El conjunto de fuerzas democráticas requiere estrategia unitaria, un plan de acción para restablecer de modo eficiente la economía y las instituciones, más allá de intereses partidistas. La dirigencia opositora al régimen de Maduro, convertido en usurpador y tirano, no ha podido ejercer su responsabilidad histórica para conducir una transformación estructural del país y no solo un cambio político. No basta cambiar de gobierno sino de régimen y se requiere con urgencia, dados el colapso trágico que sufre la gente y el desmantelamiento del aparato productivo, una reforma sustancial del modelo económico y la reconstrucción de las instituciones.

El liderazgo democrático no ha entendido que la pluralidad no impide un propósito común superior ni contradice la unión en la lucha por la restitución del Estado de derecho. Al contrario, exige, a pesar de las diferencias, una meta compartida en la que confluyan todas las tendencias políticas para derrotar de manera constitucional, no necesariamente electoral, el régimen criminal dominado por militares corruptos en alianza con grupos mafiosos del crimen organizado y del terrorismo internacional.

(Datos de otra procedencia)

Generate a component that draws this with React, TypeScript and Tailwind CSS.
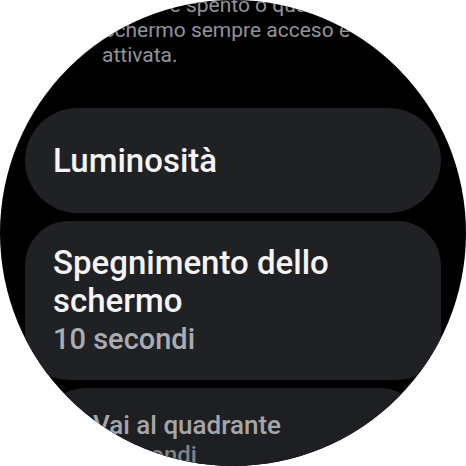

La dirigencia democrática no ha logrado convencer porque no ha sabido comunicar con transparencia la verdad de su combate a favor de un proyecto nacional de consenso, incluyente, justo, eficaz, competente y honesto.  Ganar la confianza requiere demostrar credibilidad. Estamos aún a tiempo para lograrlo, antes de que domine la desesperanza y triunfen sobre una mayoría de la población cada vez más desamparada la resignación y el fatalismo.